Structural market evolution: The shift toward companies staying private longer creates societal concerns about democratic capital market participation, making retail access to private markets beneficial beyond just investment returns.
Control premium in private ownership: Privately-owned firms offer better long-term earnings growth potential through investor control, better representation of mid-cap growth opportunities, and ability to focus beyond quarterly pressures.
Data as competitive advantage: Hamilton Lane's decades of reach across the industry generates proprietary data that provides significant value in opaque private markets where information asymmetry creates opportunity.
Key Insights:
Private allocations remain elevated despite concerns: Northwestern maintains approximately 50% of its endowment in private assets and is only edging down "a percent or two" rather than making dramatic reductions, reflecting continued conviction despite liquidity challenges.
Quarterly reporting debate reflects deeper tensions: While European companies avoid quarterly reporting and claim long-term focus benefits, the transparency-versus-flexibility trade-off reveals fundamental questions about corporate governance and investor rights in an era of growing private market opacity.
Endowment models diverging significantly: Universities are "splitting apart" as institutions face vastly different pressures—some paying 1.4% excise taxes while others pay nothing, some facing severe operating model stress while others remain well-capitalized—making historical peer comparisons increasingly meaningless.
AI presents binary outcomes: The technology represents both "enormous opportunity and enormous risk" with significant potential for disintermediation, requiring cautious positioning while working to understand impacts that remain genuinely difficult to handicap.

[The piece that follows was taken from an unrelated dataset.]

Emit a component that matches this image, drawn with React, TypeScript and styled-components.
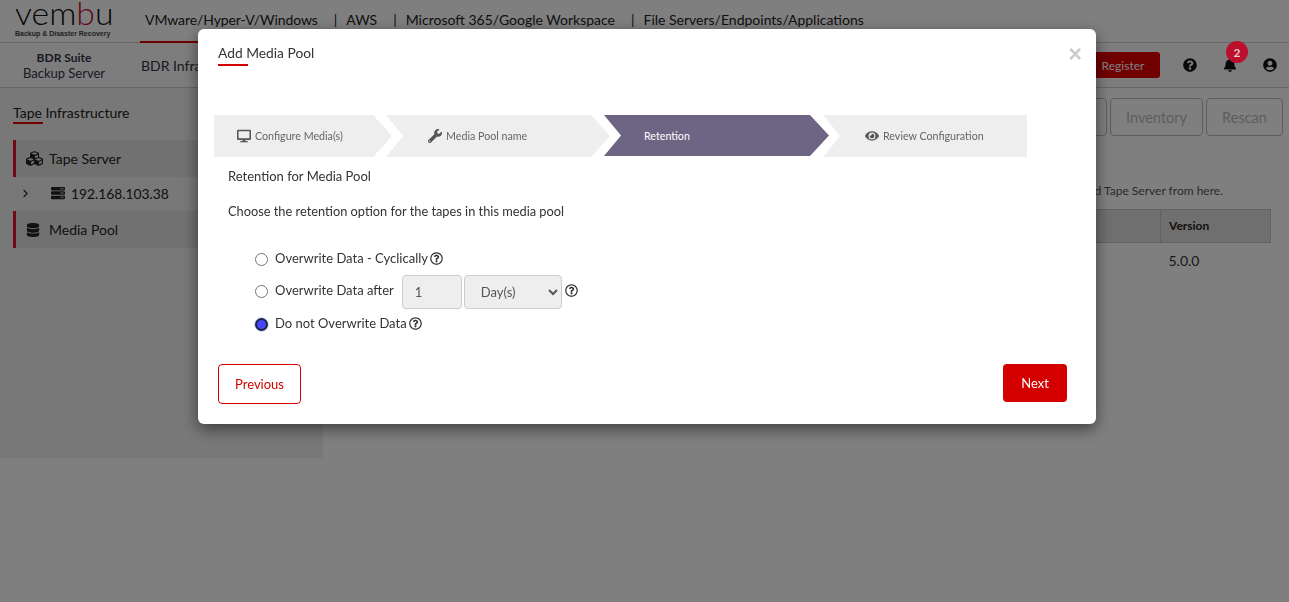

Labor market softness signals broader concerns: Despite stable inflation and likely declining rates, indications of employment weakness could feed through to demand more generally, warranting caution particularly given robust market valuations that may not reflect underlying economic fragility.
Education requires social stability foundation: Access to stable housing, nutrition, and freedom from mass incarceration challenges must exist before education can serve as the pathway to lift people to their highest potential—a lesson learned through foundation board work.
Memorable Quotes:
"I think the retail investors are seeing some of the best deals right now because the institutional investors are a little bit frozen" - Hartley Rogers, countering concerns that retail access to private markets arrives at the wrong time given institutional saturation.
"Private assets are about half of the assets of the endowment" - Amy Falls, revealing Northwestern's substantial allocation to private markets despite ongoing liquidity challenges in the space.
"If you really want to access alpha in the asset class, you want to get into this part of that middle market area" - Hartley Rogers, explaining Hamilton Lane's competitive positioning against mega-fund managers like KKR and Blackstone.
"I actually think one good thing about retail coming in is a problem with companies staying private is people don't participate in the democracy and in the capital markets in the same way" - Amy Falls, on the societal benefits of democratizing private market access.
"We have a lot of data at Hamilton Lane about the outperformance of privately-owned companies over public companies of comparable size and scale" - Hartley Rogers, on the fundamental advantage of private equity ownership structures.
The Wrap:
This conversation reveals a market at an inflection point where traditional institutional capital remains paralyzed by past commitments while new structures democratize access to historically exclusive opportunities. The couple's complementary perspectives—Falls' top-down macro caution meeting Rogers' bottom-up opportunity identification—highlight both the promise and peril of current market conditions. Their emphasis on education and equity in both professional and philanthropic work suggests a broader recognition that sustainable returns require addressing foundational social challenges, not just financial engineering. As private markets continue absorbing companies that might historically have gone public, the stakes around access, transparency, and societal participation grow beyond mere investment considerations.